Desde entonces, también tuvo el apoyo de los organismos internacionales de inteligencia, bien fueran de Estados Unidos, el Reino Unido o de España. Desde Virgilio Barco hasta Juan Manuel Santos, los presidentes, claro está con la anuencia de sus jefes en la Policía, como el propio Gómez Padilla o Rosso José Serrano, quien lo nombró primer director de la Dirección de Inteligencia, Dipol, lo tuvieron como asesor, consejero, aliado y escudero en la lucha contra la gran delincuencia derivada del narcotráfico, la guerrilla o los paramilitares.
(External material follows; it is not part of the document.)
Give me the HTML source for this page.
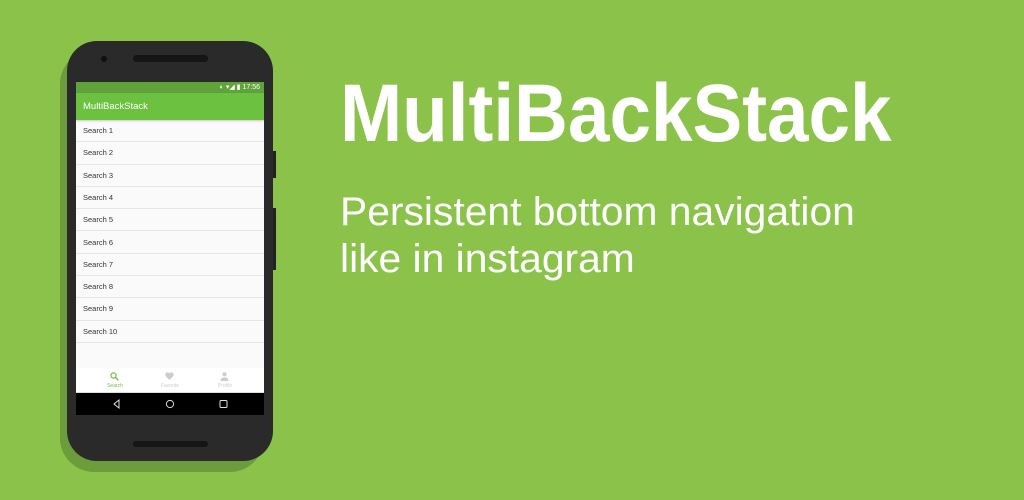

Sin ser un actor político, se mueve como pez en el agua en los vericuetos de la política, y conservando las distancias atinentes a su actividad policial, ha sido contertulio de congresistas, ministros, gobernadores, alcaldes, profesores universitarios, autoridades extranjeras, directores de medios y periodistas. Conserva la discreción propia de quien como director de inteligencia conoce muchos de los secretos mejor guardados del país.

Por todas esas razones, en buena parte, cuando el vicepresidente titular, Germán Vargas Lleras, tuvo que retirarse –por audaz jugada constitucional de sus contradictores políticos– para aspirar a la Presidencia, el presidente Juan Manuel Santos le hizo el “guiño” al Congreso para que lo designara como vicepresidente en el último tramo de su mandato. No fue difícil que, a pesar de no haber tenido militancia anterior al Partido de la U –que había sido fundado por Santos en homenaje a Álvaro Uribe– lo avalara, ya que por mandato constitucional el vicepresidente debe pertenecer al mismo partido del jefe de Estado.

Cumplió decisivo papel en los acuerdos de La Habana, que permitieron la desmovilización del grueso de guerrilleros de las Farc, y fue designado, además, ministro consejero para el manejo del posconflicto.

Ha demostrado ser un cronista y escritor en relación con episodios decisivos del acontecer nacional. Este libro, El derrumbe de Pablo Escobar, es un ejemplo claro, pues en limpia prosa se muestra como historiador, cronista, pero también protagonista de una accidentada época de la vida nacional. El libro va más allá del título, pues aparte de describir con detalles los días finales del capo, se adentra en el surgimiento mismo de los carteles y de la lucha de arriesgados colombianos para combatirlos; entre ellos se destaca en primerísimo lugar el autor, muchos policías, militares, soldados y funcionarios.

Son apasionantes –al estilo de las mejores novelas policíacas– las descripciones sobre la manera como avezados investigadores fueron cercando a Escobar después de su vergonzosa “fuga” de la “cárcel” de La Catedral, con paciencia y audacia, y afrontando el desespero e injustificadas críticas de la sociedad y de los políticos que pedían prontos resultados; afectándole poco a poco su círculo de aliados y guardaespaldas; utilizando sofisticados métodos –como conseguir que el gobierno alemán devolviera a sus familiares para llevar a Escobar al desespero– hasta triangular sus angustiosas llamadas para que las autoridades pudieran localizarlo prácticamente solo, pero armado, en su última casa escondite, y acabar con su azarosa vida criminal huyendo y en un tejado, ese 2 de diciembre de 1993, cuando cumplía 44 años.